Les constats sont loin des résultats attendus. En effet, pour la vente, seuls 17 % ont réussi un achat sans assistance, avec un temps moyen pour finaliser une transaction de 52 minutes. Concernant le prêt, il a fallu compter 36 minutes ; 27 % ont réussi à agir de façon complètement autonome. Les principales barrières identifiées sont :

  • La navigation complexe et peu intuitive.
  • Une technologie technique opaque.
  • Des formulaires de processus de paiement/validation de prêt mal adaptés.
  • Un problème de compatibilité avec les lecteurs d’écran.
  • Un manque de guidance dans le téléchargement et l’ouverture des fichiers.

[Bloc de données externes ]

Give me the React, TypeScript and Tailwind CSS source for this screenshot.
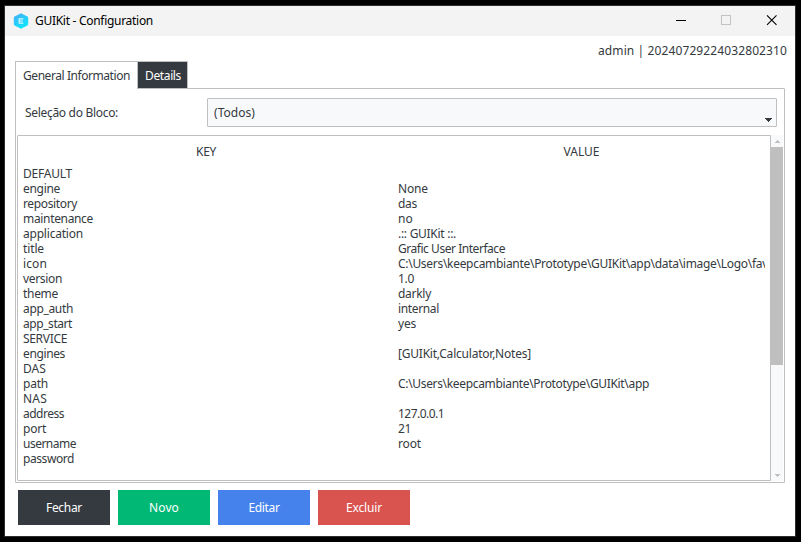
import { useLayoutEffect, useRef } from 'react';

type Cell = [text: string, width: number];

const rows: { key: Cell; value?: Cell }[] = [
  { key: ['DEFAULT', 49] },
  { key: ['engine', 37], value: ['None', 30] },
  { key: ['repository', 54], value: ['das', 19] },
  { key: ['maintenance', 70], value: ['no', 15] },
  { key: ['application', 60], value: ['.:: GUIKit ::.', 58] },
  { key: ['title', 21], value: ['Grafic User Interface', 107] },
  { key: ['icon', 24], value: ['C:\\Users\\keepcambiante\\Prototype\\GUIKit\\app\\data\\image\\Logo\\fav', 370] },
  { key: ['version', 39], value: ['1.0', 16] },
  { key: ['theme', 35], value: ['darkly', 33] },
  { key: ['app_auth', 50], value: ['internal', 41] },
  { key: ['app_start', 49], value: ['yes', 18] },
  { key: ['SERVICE', 44] },
  { key: ['engines', 42], value: ['[GUIKit,Calculator,Notes]', 133] },
  { key: ['DAS', 23] },
  { key: ['path', 25], value: ['C:\\Users\\keepcambiante\\Prototype\\GUIKit\\app', 251] },
  { key: ['NAS', 24] },
  { key: ['address', 41], value: ['127.0.0.1', 46] },
  { key: ['port', 23], value: ['21', 13] },
  { key: ['username', 53], value: ['root', 23] },
  { key: ['password', 51] },
];

const buttons: { label: string; width: number; color: string }[] = [
  { label: 'Fechar', width: 36, color: 'bg-[#343a40]' },
  { label: 'Novo', width: 30, color: 'bg-[#02b875]' },
  { label: 'Editar', width: 31, color: 'bg-[#4582ec]' },
  { label: 'Excluir', width: 36, color: 'bg-[#d9534f]' },
];

/** A run of text whose tracking is adjusted so that it spans `width` pixels. */
function Fit({ text, width }: { text: string; width: number }) {
  const ref = useRef<HTMLSpanElement>(null);
  useLayoutEffect(() => {
    const el = ref.current;
    if (!el) return;
    el.style.letterSpacing = '0px';
    const natural = el.getBoundingClientRect().width;
    el.style.letterSpacing = `${(width - natural) / text.length}px`;
  }, [text, width]);
  return <span ref={ref} className="inline-block whitespace-pre">{text}</span>;
}

function Logo() {
  return (
    <svg width="16" height="16" viewBox="0 0 16 16">
      <defs>
        <linearGradient id="logo" x1="0" y1="0" x2="0.6" y2="1">
          <stop offset="0" stopColor="#48acf8" />
          <stop offset="1" stopColor="#0ce6fd" />
        </linearGradient>
      </defs>
      <path d="M8 .2 14.4 3.6Q15.2 4 15.2 5v6q0 1-.8 1.4L8 15.8 1.6 12.4Q.8 12 .8 11V5q0-1 .8-1.4Z" fill="url(#logo)" />
      <path d="M10.3 5.8H6.2v4.4h4.1M6.2 8h3.6" fill="none" stroke="#d9f6ff" strokeWidth="1.2" />
    </svg>
  );
}

function TitleBar() {
  return (
    <header className="flex h-[30px] items-center bg-[#f3f3f3] pl-2 text-black">
      <Logo />
      <h1 className="ml-[6px] grow text-[12px] leading-4"><Fit text="GUIKit - Configuration" width={118} /></h1>
      <svg width="120" height="30" viewBox="0 0 120 30" fill="none">
        <path d="M1 14.5h10" stroke="#000" />
        <rect x="46.5" y="9.5" width="9" height="9" stroke="#c3c3c3" />
        <path d="M92 9.3l9.5 9.5M101.500 9.3 92 18.800" stroke="#000" strokeWidth="1.1" />
      </svg>
    </header>
  );
}

function Scrollbar() {
  return (
    <div className="relative z-10 -ml-px flex w-[13px] flex-col">
      <div className="ml-px flex h-3 items-center justify-center bg-[#f8f9fa]">
        <svg width="5" height="3" viewBox="0 0 5 3" shapeRendering="crispEdges">
          <path d="M2 0h1v1h1v1h1v1H0V2h1V1h1z" fill="#bfbfbf" />
        </svg>
      </div>
      <div className="h-[218px] bg-[#bfbfbf]" />
      <div className="ml-px flex grow items-end justify-center bg-[#f8f9fa] pb-[4px]">
        <svg width="5" height="3" viewBox="0 0 5 3" shapeRendering="crispEdges">
          <path d="M0 0h5v1H4v1H3v1H2V2H1V1H0z" fill="#bfbfbf" />
        </svg>
      </div>
    </div>
  );
}

export default function App() {
  return (
    <div className="h-[542px] w-[801px] overflow-hidden bg-black pl-1 pt-[5px] font-['Noto_Sans','Open_Sans',sans-serif] text-[12px] leading-[15px] text-[#343a40]">
      <div className="flex h-[532px] w-[792px] flex-col border border-[#2d2c2e] bg-white">
        <TitleBar />
        <div className="flex h-[25px] items-center justify-end pr-2 pt-[4px]"><Fit text="admin | 20240729224032802310" width={189} /></div>
        <main className="ml-[10px] w-[770px]">
          <div className="relative z-10 flex h-[27px]">
            <div className="h-[28px] w-[122px] rounded-tl-[1px] border-l border-t border-[#bfbfbf] bg-white pl-[7px] pt-[6px]"><Fit text="General Information" width={107} /></div>
            <div className="h-[28px] w-[51px] rounded-tr-[1px] border border-[#bfbfbf] bg-[#343a40] pl-[7px] pt-[6px] text-white"><Fit text="Details" width={36} /></div>
          </div>
          <div className="h-[395px] rounded-b-[1px] rounded-tr-[1px] border border-[#bfbfbf] px-px">
            <div className="flex h-[46px] items-center pt-px">
              <label className="w-[190px] pl-2"><Fit text="Seleção do Bloco:" width={93} /></label>
              <div className="flex h-[29px] w-[570px] items-center justify-between rounded-[1px] border border-[#bfbfbf] bg-[#f8f9fa] pl-[6px] pr-1">
                <Fit text="(Todos)" width={41} />
                <svg className="mt-[15px]" width="7" height="4" viewBox="0 0 7 4" shapeRendering="crispEdges">
                  <path d="M0 0h7v1H6v1H5v1H4v1H3V3H2V2H1V1H0z" fill="#343a40" />
                </svg>
              </div>
            </div>
            <div className="flex h-[346px]">
              <div className="w-[754px] overflow-hidden rounded-l-[1px] border border-[#bfbfbf]">
                <div className="flex h-[30px] items-center pt-px text-center">
                  <div className="w-[376px]"><Fit text="KEY" width={20} /></div>
                  <div className="w-[375px]"><Fit text="VALUE" width={36} /></div>
                </div>
                {rows.map(({ key, value }) => (
                  <div key={key[0]} className="flex h-[15px] pl-[5px]">
                    <div className="w-[375px]"><Fit text={key[0]} width={key[1]} /></div>
                    <div className="w-[367px] overflow-hidden">{value && <Fit text={value[0]} width={value[1]} />}</div>
                  </div>
                ))}
              </div>
              <Scrollbar />
            </div>
          </div>
        </main>
        <footer className="ml-[13px] mt-[7px] flex gap-2 text-white">
          {buttons.map((b) => (
            <button key={b.label} className={`h-[35px] w-[92px] ${b.color}`}><Fit text={b.label} width={b.width} /></button>
          ))}
        </footer>
      </div>
    </div>
  );
}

Ces obstacles majeurs surviennent à différentes étapes du parcours et sont souvent liés à une non-conformité des normes RGAA (Référentiel Général d’Amélioration de l’Accessibilité). L’insatisfaction des utilisateurs est majeure : 63 % des sondés ne veulent pas réutiliser les sites de vente de façon personnelle, 1/3 seulement envisage de réutiliser ceux de prêt.


Préconisations

Pour la Fédération, le livre numérique nativement accessible est « une opportunité historique de convergence entre les besoins des publics en situation de handicap et ceux du grand public ». Les formats tels que “l’Epub3” peuvent répondre à une grande diversité de pratiques, et abolissent la distinction entre édition adaptée et édition standard. Pour cela, il faut néanmoins que les plateformes de diffusion respectent les normes en vigueur.

L’étude fournit ainsi un certain nombre de conseils et principes qu’il serait préférable d’intégrer dès la conception des plateformes. L’optimisation des contrastes, la simplification des interactions visuelles ou encore la clarification des formulaires sont par exemple des standards faciles à corriger. Ils doivent être accompagnés d’un investissement dans des solutions personnalisées, ce qu’il n’est possible de mettre en place qu’en testant régulièrement l’expérience avec des usagers.